Seafood wars have broken out in a picturesque west coast port.
And a fledging business in Ullapool faces being closed down because of a licence condition designed to protect its rival.
Kirsty Scobie and Fenella MacRae were given permission to open their Seafood Shack as long as they do not trade within a 490ft radius of a shop or restaurant selling similar products.
But the nearby Gallery Cafe now has fish dishes on its menu and has complained to Highland Council about the fare on offer from its new competitor.
Miss Scobie and Mrs MacRae claim they followed all procedures when applying for their street trading licence for the shack.
They thought there was no need to notify to the owners of the Gallery and claimed the outlet only sold paninis and cakes.
But they are now waiting for a visit from a Highland Council official and fear the plug will be pulled on their business.
Their predicament has caused outrage locally and more than 2,600 people have signed a petition titled “Please allow the Seafood Shack to continue serving in Ullapool”.
Paul Eddington and Joanna Munro, who own Ullapool Catering Co which operates the Gallery and the Frigate Bar and Bistro, said they change their menu on a regular basis with daily specials.
They blamed “the incompetence of local authority officials” for the situation.
The shack owners spent £400 and four months getting planning permission for their pitch in West Argyle Street.

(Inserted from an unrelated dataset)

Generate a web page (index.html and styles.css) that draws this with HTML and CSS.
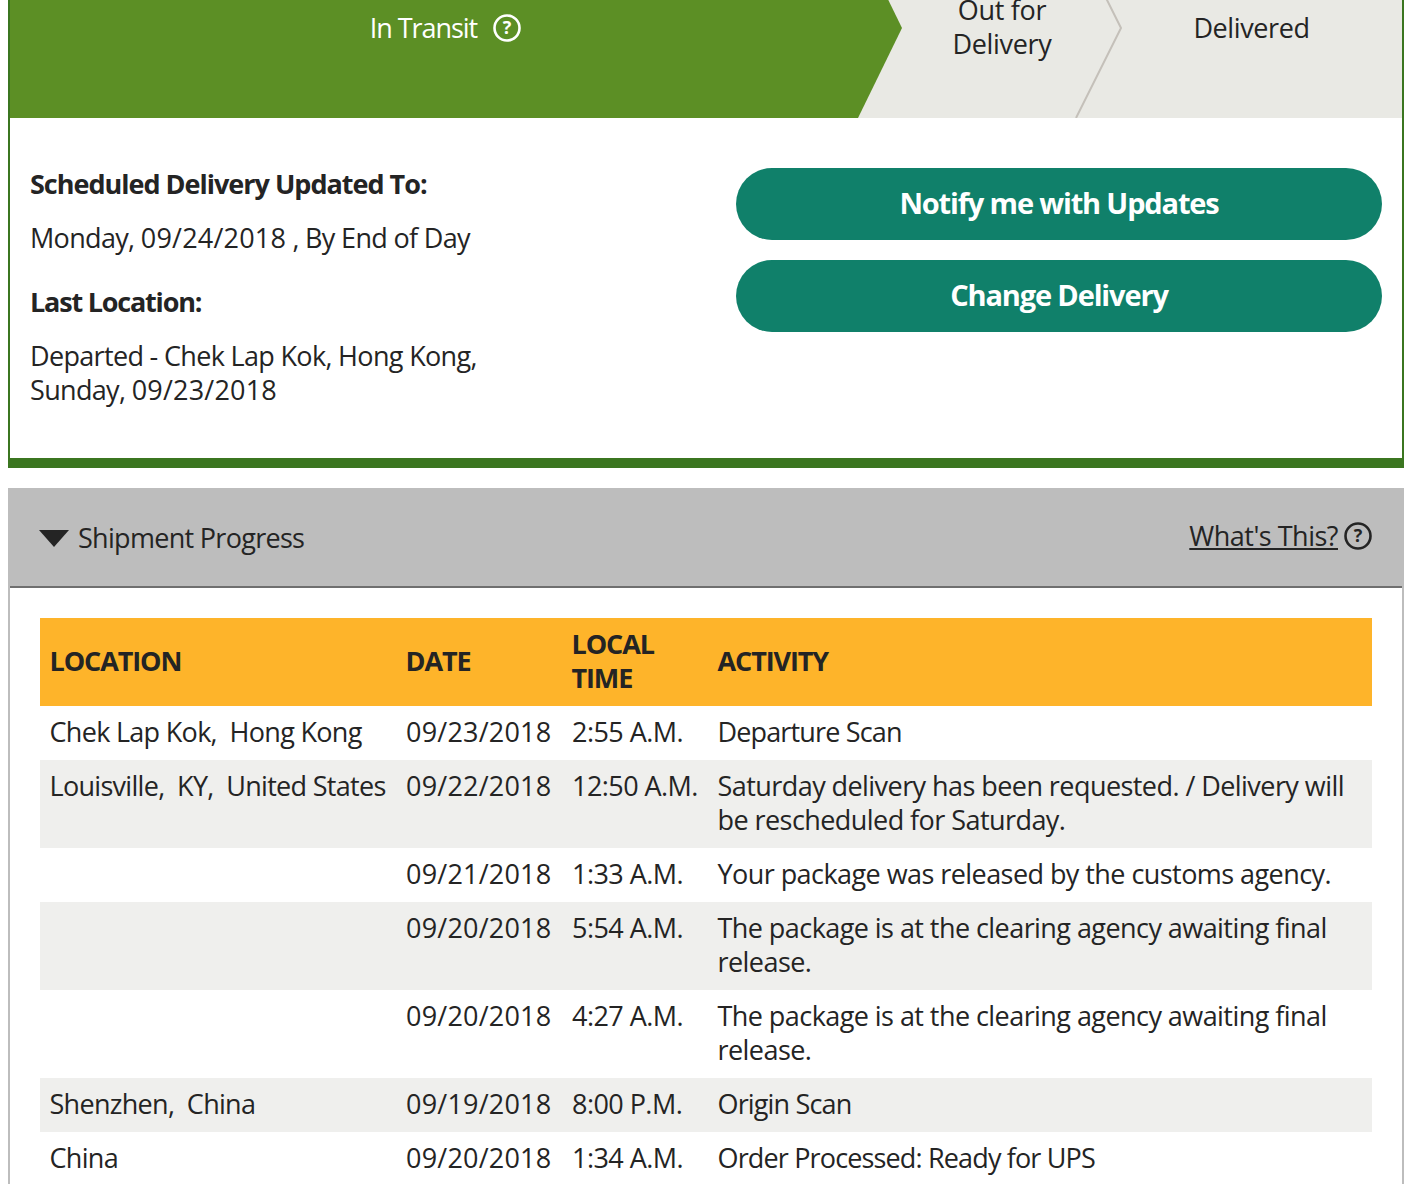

They say there are few suitable alternative sites in Ullapool.
Miss Scobie said: “It’s horrible, the whole thing. The Gallery Cafe sold paninis and cakes.
“We spoke to the council about the traders licence and they said they didn’t think we sold similar products so it should be OK.
“When we started trading the Gallery Cafe changed its menu and added seafood and now we are told we are in breach of our contract because we are selling similar things.
“We understand the Gallery is trying promote itself – what we are upset about is that we were allowed to go this far.
“We have been told that someone from the council will visit this week and if we have both got the same food on the menu we will be closed down.
“We have put all our time and money into this.”
Ian Mackenzie, a semi-retired oil worker, whose family has lived in Ullapool for generations, is one of the Seafood Shack’s customers.
He said: “The Gallery Cafe seems to think it will affect their business and nobody can understand why. The shack doesn’t even sell hot drinks so that they won’t step on other businesses’ toes.”
Mr Eddington said: “We bear no ill will against either of the two girls.
“We cannot understand how the Highland Council allowed the two formal licensing and planning processes to proceed, and conclude with the issuing of permissions, whilst fully aware that the operation of a takeaway food trailer on this site would be in breach of one of their main conditions of a street trader licence.
“When making our formal representations to the Highland Council we did so very reluctantly and also expressed our very real concerns that having to do so we were likely to experience an adverse reaction from supporters of the takeaway food trailer and this is exactly what has now happened in this small community.
“We have been vilified on social media with talk of boycotts of our business and some very hurtful and vindictive personal comments directed towards us from people who are not aware of all the facts.
“The impact of that on us personally and on our hardworking staff is intolerable and we feel extremely angry that we have been placed in this disgraceful position due to the incompetence of local authority officials.”